Out of the way or close at hand? The Rickenbacker 360 layout adds a small blend knob to an already
crowded control neighborhood.

There are few things more exciting than a live concert. The house lights go down, the walk-in music fades, and cheers go up as the first chord spills out of the speakers. As the music reaches a crescendo, you know it’s time for the guitar solo. The guitarist bends down to adjust the repeat on the delay and then modulates the mix knob on the flanger. An ocean of cell phones thrust skyward to immortalize the epic moment as our hero stabs the pedalboard relentlessly to mythic effect. This is the transcendent moment that spawns an endless stream of Instagram hashtags. And he didn’t even touch the guitar’s controls. Awesome!

As a guitar player, builder, and designer, I have spent a bit of time studying and experimenting with control locations. I wanted to position things where they might be most useful. I’d always found it curious why some instruments had knobs and switches arranged in what seemed like—at least to me—random places, while others were brilliantly logical.

At the beginning of the “electrified” era of the guitar, a volume control was about all that was offered. The 1934 Vivi-Tone, one of the earliest known electrics, actually didn’t have any controls. It was just assumed that the amplifier’s volume control would suffice. George Beauchamp’s 1931 “Frying Pan” lap-steel guitar had a volume control, and its tiny body forced the knob to be very close to the picking hand. (It’s not clear if that location was considered a plus or a compromise.) As the amplified guitar became more commonplace, so did onboard volume controls.
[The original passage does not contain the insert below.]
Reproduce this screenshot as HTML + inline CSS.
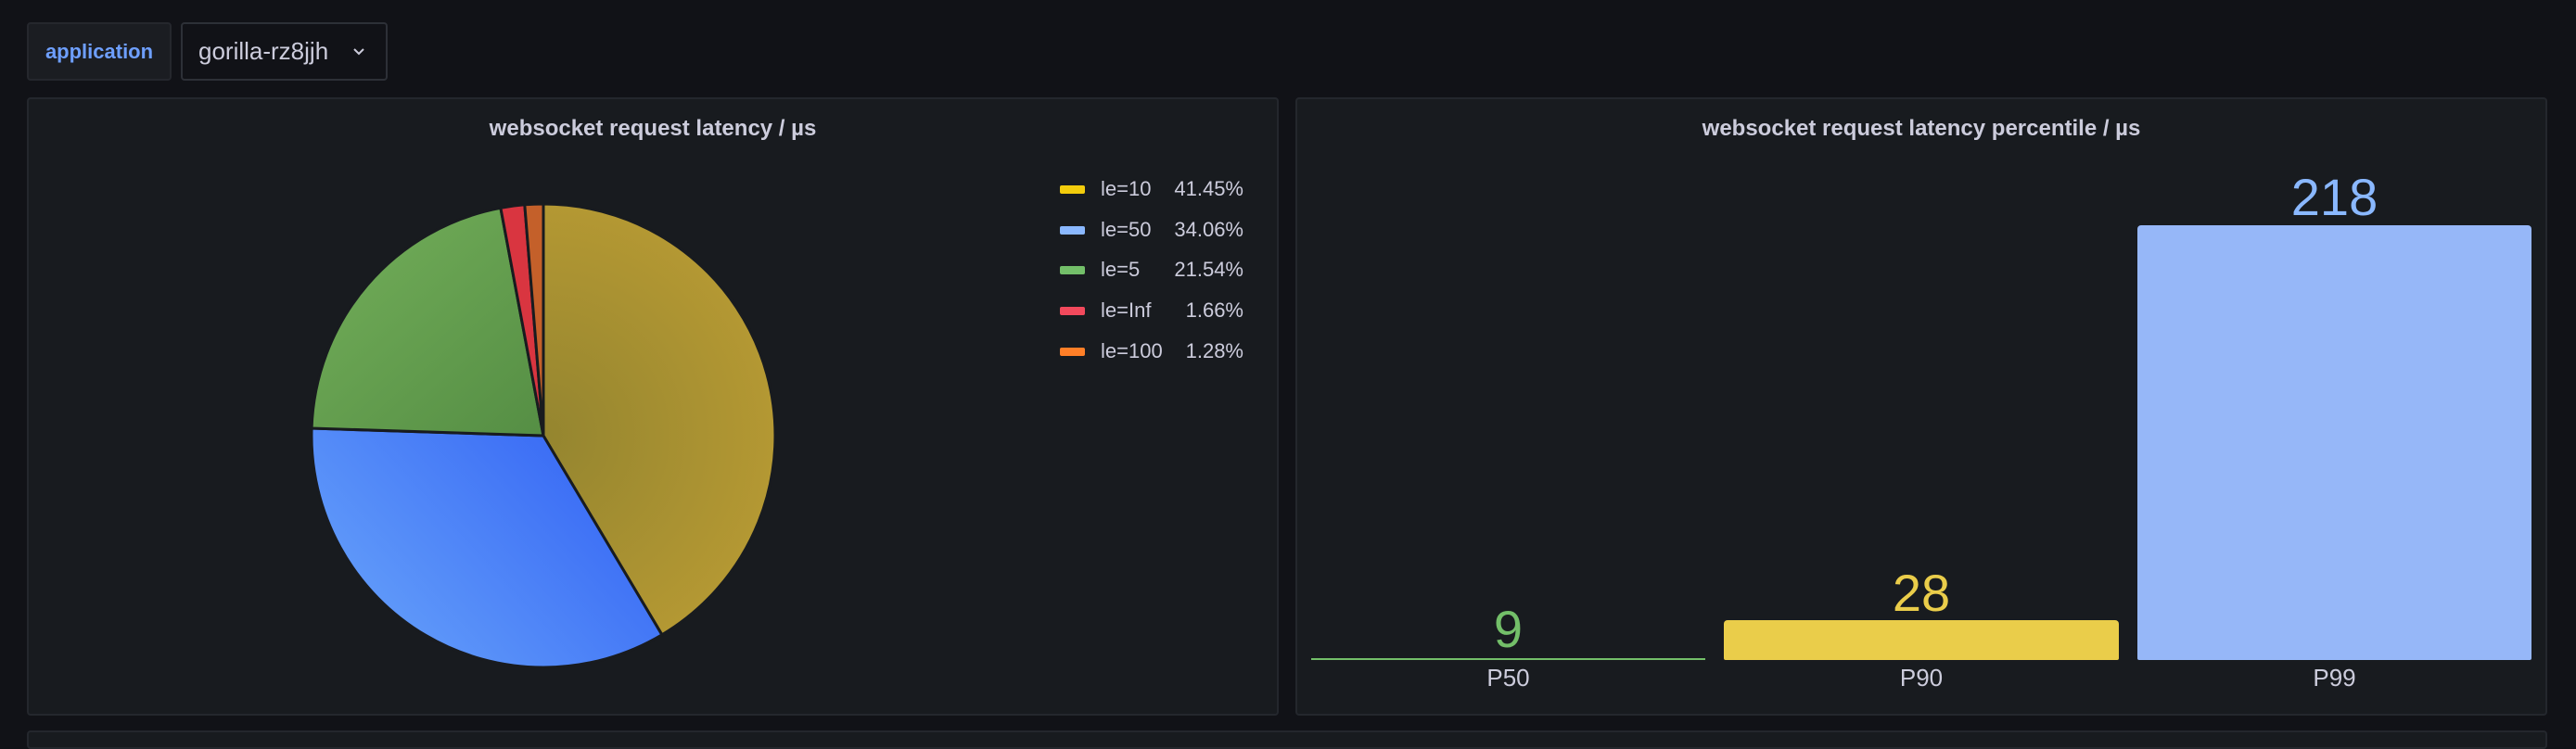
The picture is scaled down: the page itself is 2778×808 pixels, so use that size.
<!DOCTYPE html>
<html><head><meta charset="utf-8"><style>
*{margin:0;padding:0;box-sizing:border-box}
body{width:2778px;height:792px;background:#111217;position:relative;overflow:hidden;font-family:"Liberation Sans",sans-serif}
.abs{position:absolute}
.panel{position:absolute;background:#181b1f;border:2px solid #24272d;border-radius:4px}
.title{position:absolute;top:125px;left:0;right:0;text-align:center;color:#ccccdc;font-weight:bold;font-size:24px}
.leg{position:absolute;left:1143px;width:27px;height:9px;border-radius:2px}
.lt{position:absolute;left:1187px;color:#ccccdc;font-size:22px}
.lv{position:absolute;left:1221px;width:120px;text-align:right;color:#ccccdc;font-size:22px}
.val{position:absolute;text-align:center;font-size:56px}
.lab{position:absolute;text-align:center;color:#ccccdc;font-size:26px;top:716px}
</style></head><body>
<div class="abs" style="left:29px;top:24px;width:156px;height:63px;background:#1b1d22;border:2px solid #25272d;border-radius:4px;color:#6e9fff;font-weight:bold;font-size:22px;line-height:59px;text-align:center">application</div>
<div class="abs" style="left:195px;top:24px;width:223px;height:63px;background:#111217;border:2px solid #2d3037;border-radius:4px;color:#ccccdc;font-size:26px;line-height:59px;padding-left:17px">gorilla-rz8jjh</div>
<svg class="abs" style="left:380px;top:51px" width="14" height="10"><path d="M2 2 L7 7 L12 2" stroke="#ccccdc" stroke-width="2" fill="none"/></svg>

<div class="panel" style="left:29px;top:105px;width:1350px;height:667px"></div>
<div class="abs" style="left:29px;top:0;width:1350px"><div class="title">websocket request latency / µs</div></div>
<svg class="abs" style="left:0;top:0" width="1390" height="792">
<defs>
<radialGradient id="gy" cx="586" cy="470" r="250" gradientUnits="userSpaceOnUse"><stop offset="0" stop-color="#94852f"/><stop offset="1" stop-color="#b49833"/></radialGradient>
<linearGradient id="gb" x1="586" y1="470" x2="336" y2="700" gradientUnits="userSpaceOnUse"><stop offset="0" stop-color="#3c6ef5"/><stop offset="1" stop-color="#6aa6fb"/></linearGradient>
<linearGradient id="gg" x1="586" y1="470" x2="400" y2="260" gradientUnits="userSpaceOnUse"><stop offset="0" stop-color="#558e44"/><stop offset="1" stop-color="#6ea956"/></linearGradient>
</defs>
<g stroke="#181b1f" stroke-width="3" stroke-linejoin="round">
<path d="M586 470 L586 220 A250 250 0 0 1 713.9 684.8 Z" fill="url(#gy)"/>
<path d="M586 470 L713.9 684.8 A250 250 0 0 1 336.1 462 Z" fill="url(#gb)"/>
<path d="M586 470 L336.1 462 A250 250 0 0 1 539.9 224.3 Z" fill="url(#gg)"/>
<path d="M586 470 L539.9 224.3 A250 250 0 0 1 565.8 220.8 Z" fill="#d93540"/>
<path d="M586 470 L565.8 220.8 A250 250 0 0 1 586 220 Z" fill="#c4602a"/>
</g>
</svg>
<div class="leg" style="top:200px;background:#f2cc0c"></div><div class="lt" style="top:191px">le=10</div><div class="lv" style="top:191px">41.45%</div>
<div class="leg" style="top:244px;background:#8ab8ff"></div><div class="lt" style="top:235px">le=50</div><div class="lv" style="top:235px">34.06%</div>
<div class="leg" style="top:287px;background:#73bf69"></div><div class="lt" style="top:278px">le=5</div><div class="lv" style="top:278px">21.54%</div>
<div class="leg" style="top:331px;background:#f2495c"></div><div class="lt" style="top:322px">le=Inf</div><div class="lv" style="top:322px">1.66%</div>
<div class="leg" style="top:375px;background:#ff7f27"></div><div class="lt" style="top:366px">le=100</div><div class="lv" style="top:366px">1.28%</div>

<div class="panel" style="left:1397px;top:105px;width:1350px;height:667px"></div>
<div class="abs" style="left:1397px;top:0;width:1350px"><div class="title">websocket request latency percentile / µs</div></div>
<div class="abs" style="left:1414px;top:710px;width:425px;height:2px;background:#73bf69"></div>
<div class="abs" style="left:1859px;top:669px;width:426px;height:43px;background:#eacd4a;border-radius:4px 4px 2px 2px"></div>
<div class="abs" style="left:2305px;top:243px;width:425px;height:469px;background:#96b7f8;border-radius:4px 4px 2px 2px"></div>
<div class="val" style="left:1414px;width:425px;top:646px;color:#73bf69">9</div>
<div class="val" style="left:1859px;width:426px;top:607px;color:#eacd4a">28</div>
<div class="val" style="left:2305px;width:425px;top:180px;color:#8ab8ff">218</div>
<div class="lab" style="left:1414px;width:425px">P50</div>
<div class="lab" style="left:1859px;width:426px">P90</div>
<div class="lab" style="left:2305px;width:425px">P99</div>

<div class="panel" style="left:29px;top:788px;width:2718px;height:20px"></div>
</body></html>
A glance at the Gibson ES-150 from 1938 shows a tone knob had been added as well. This guitar is closely identified with jazz-guitar pioneer Charlie Christian, one of the first players to provide single-note solo lines within the big-band context. And as such, he probably found that the onboard controls came in handy. Moving from background-rhythm comping to soloing and back needed to be done quickly, so the proximity of the guitar’s controls was definitely a positive factor. That said, the tone control was placed further away from the picking hand, as it was probably deemed less important for on-the-fly adjustment.

By 1940, artists were using both volume and tone swells in jazz and country. This is accomplished by moving the controls while playing. The opening strains of Hank Williams’ 1949 classic “I’m So Lonesome I Could Cry” features Jerry Byrd’s mournful steel guitar, and his tone control swells create a sobbing sound as a preamble to the lyric.
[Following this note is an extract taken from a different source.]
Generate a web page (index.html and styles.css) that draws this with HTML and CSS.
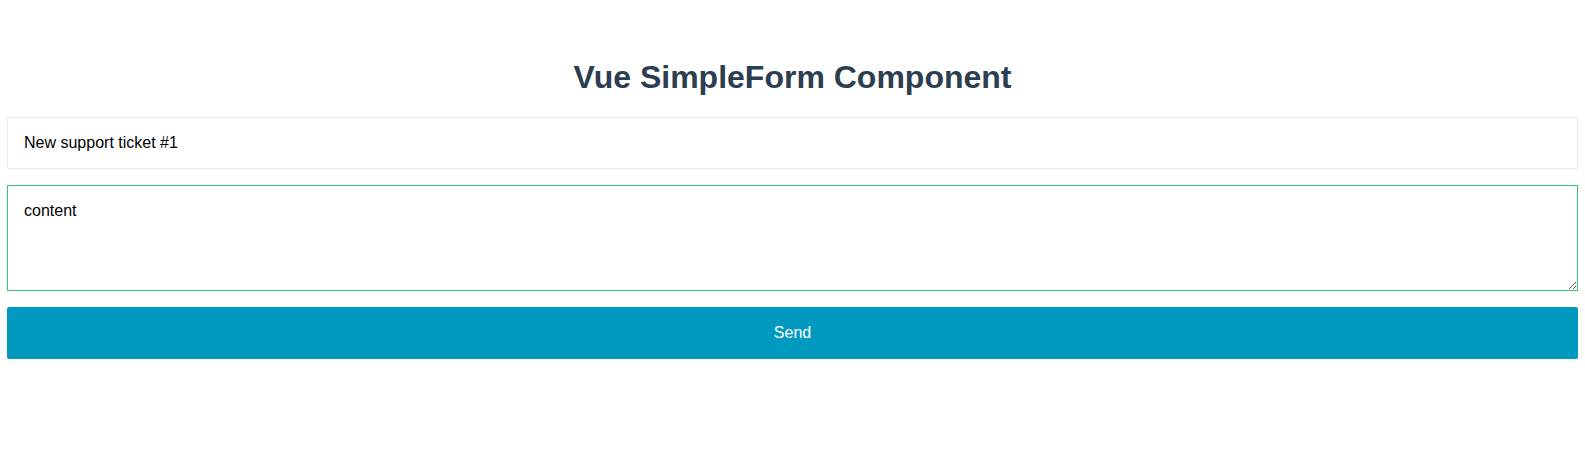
FILE: index.html
```html
<!DOCTYPE html>
<html lang="en">
<head>
<meta charset="utf-8">
<title>Vue SimpleForm Component</title>
<link rel="stylesheet" href="styles.css">
</head>
<body>
<div class="app">
  <h1 class="title">Vue SimpleForm Component</h1>
  <form class="form">
    <input class="field" type="text" value="New support ticket #1">
    <textarea class="field area">content</textarea>
    <button class="send" type="button">Send</button>
  </form>
</div>
</body>
</html>
```
FILE: styles.css
```css
html, body {
  margin: 0;
  padding: 0;
  background: #ffffff;
}
.app {
  font-family: "Liberation Sans", Arial, sans-serif;
  padding: 0 7px;
}
.title {
  margin: 0 0 21px;
  padding-top: 59px;
  font-size: 32px;
  line-height: 37px;
  font-weight: bold;
  color: #2c3e50;
  text-align: center;
}
.form {
  display: flex;
  flex-direction: column;
  gap: 16px;
}
.field {
  box-sizing: border-box;
  width: 100%;
  margin: 0;
  height: 52px;
  padding: 16px;
  border: 1px solid #e8ebed;
  border-radius: 2px;
  font-family: "Liberation Sans", Arial, sans-serif;
  font-size: 16px;
  line-height: 18px;
  color: #000000;
  background: #ffffff;
  outline: none;
}
.area {
  height: 106px;
  padding: 16px;
  border-color: #2ecc71;
  border-radius: 0;
  resize: vertical;
  display: block;
}
.send {
  box-sizing: border-box;
  width: 100%;
  height: 52px;
  margin: 0;
  border: none;
  border-radius: 2px;
  background: #0099bf;
  color: #ffffff;
  font-family: "Liberation Sans", Arial, sans-serif;
  font-size: 16px;
  cursor: pointer;
}
```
I’d always found it curious why some instruments had knobs and switches arranged in what seemed like—at least to me—random places, while others were brilliantly logical.

Tiny Grimes’ 1952 recording of “Rockin’ the Blues Away” showcases a well-developed use of the volume control as a musical effect. It’s one of the first times the technique appeared prominently on a record, and was the template for subsequent guitarists like Roy Buchanan, Jeff Beck, and Edward Van Halen. In all these scenarios, control proximity is key. The technique became popular to the point where the volume pedal was invented to free up guitarists’ hands.
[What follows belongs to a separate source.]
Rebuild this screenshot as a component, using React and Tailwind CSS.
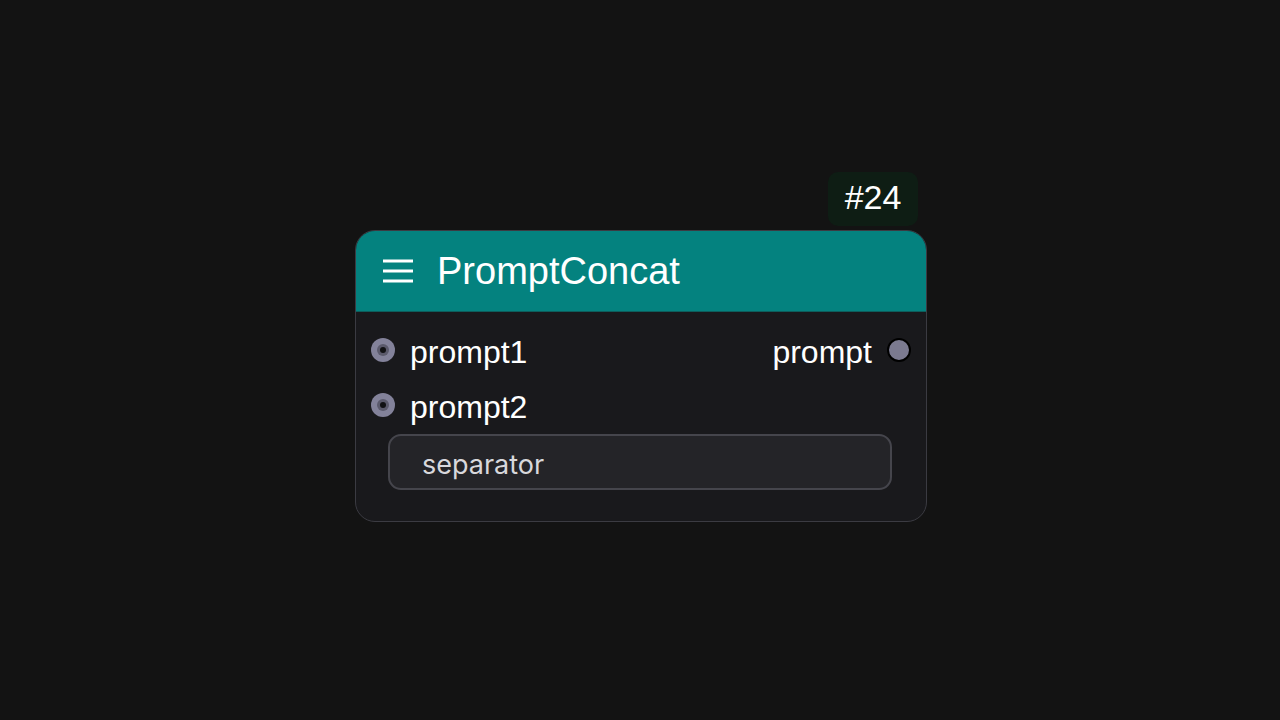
import React from "react";

function InHandle() {
  return (
    <div className="w-[24px] h-[24px] rounded-full bg-[#83829a] flex items-center justify-center shrink-0">
      <div className="w-[12px] h-[12px] rounded-full bg-[#5b5a6c] flex items-center justify-center">
        <div className="w-[6px] h-[6px] rounded-full bg-[#111114]"></div>
      </div>
    </div>
  );
}

export default function App() {
  return (
    <main className="w-full h-[720px] bg-[#131313] flex items-start justify-center font-['Liberation_Sans',Arial,sans-serif]">
      <div className="mt-[172px] ml-[2px] w-[572px] flex flex-col">
        {/* id badge */}
        <div className="flex justify-end pr-[9px]">
          <div className="h-[54px] w-[90px] rounded-[10px] bg-[#0e1d14] text-white text-[34px] flex items-center justify-center">
            <span className="-mt-[3px]">#24</span>
          </div>
        </div>

        {/* node */}
        <div className="mt-[4px] rounded-[20px] border border-[#3b3b42] bg-[#19191c] overflow-hidden">
          <div className="h-[81px] bg-[#04827f] flex items-center gap-[24px] pl-[27px] border-b border-[#0d5e5c]">
            <svg width="30" height="24" viewBox="0 0 30 24" className="shrink-0">
              <path d="M0 2h30M0 12h30M0 22h30" stroke="#ffffff" strokeWidth="3" />
            </svg>
            <span className="text-white text-[38px] leading-none">PromptConcat</span>
          </div>

          <div className="pt-[25px] pb-[31px] px-[15px]">
            <div className="flex items-center justify-between h-[26px]">
              <div className="flex items-center gap-[15px]">
                <InHandle />
                <span className="text-white text-[32px] leading-none mt-[3px]">prompt1</span>
              </div>
              <div className="flex items-center gap-[15px]">
                <span className="text-white text-[32px] leading-none mt-[3px]">prompt</span>
                <div className="w-[24px] h-[24px] rounded-full bg-[#7b7a90] border-2 border-black"></div>
              </div>
            </div>

            <div className="flex items-center gap-[15px] h-[26px] mt-[29px]">
              <InHandle />
              <span className="text-white text-[32px] leading-none mt-[3px]">prompt2</span>
            </div>

            <div className="mt-[16px] ml-[17px] mr-[19px] h-[56px] rounded-[13px] border-2 border-[#45454c] bg-[#242428] flex items-center pl-[32px] font-['Inter',sans-serif] text-[27px] text-[#d8d8dc]">
              <span className="mt-[6px]">separator</span>
            </div>
          </div>
        </div>
      </div>
    </main>
  );
}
Interestingly, although Fender catered to the Western swing players early in its history, the company’s first Spanish-style electric—the 1950 Broadcaster/Telecaster—placed the pickup selector closest to the guitarist’s hand, while the tone control was furthest away. Some players reversed the Tele’s control plate to put the volume control where it was more easily reached. The 1954 Stratocaster design placed the volume control extremely close to the bridge, which facilitated the volume swells used by country music, but frustrated some players who found it got in the way of their strumming. What’s a designer to do?

Gibson also experimented with control placement, but it’s my guess that most of their decisions were based primarily on manufacturing efficiencies. Players like Pete Townshend pioneered the use of the pickup selector as an interrupter switch on both the SG and the Les Paul, despite the differences in toggle placement. The staccato sound heard at the end of the solo on the Pretenders’ “Tattooed Love Boys” is a direct descendent of Townshend’s trick, and it was performed with aplomb by the late James Honeyman-Scott on his Les Paul. Meanwhile, his Hamer Sunburst had the switch behind the bridge, but Honeyman-Scott carried on regardless. (This effect, accomplished by quickly moving the selector, requires that one pickup is turned off.) More recently, guitarists like Buckethead and John 5 have fitted a separate momentary switch to silence the guitar.

Over the decades, we’ve seen the back-to-basics, single-volume-only shred guitars of the ’80s, the confusing multiple tone-selectors found on Gretsch guitars of the ’60s, and the over-the-top switch fest of the B.C. Rich. The 1970s spawned onboard effects, and there have been guitar/organ hybrids that bristle with controls like the cockpit of a B-52. Since the debut of the electric guitar, the onboard controls have been used and abused to great effect no matter what the configuration. Is one layout better than the rest? In the age of the pedalboard, does anyone even care? Like everything else guitar, it’s just a matter of preference.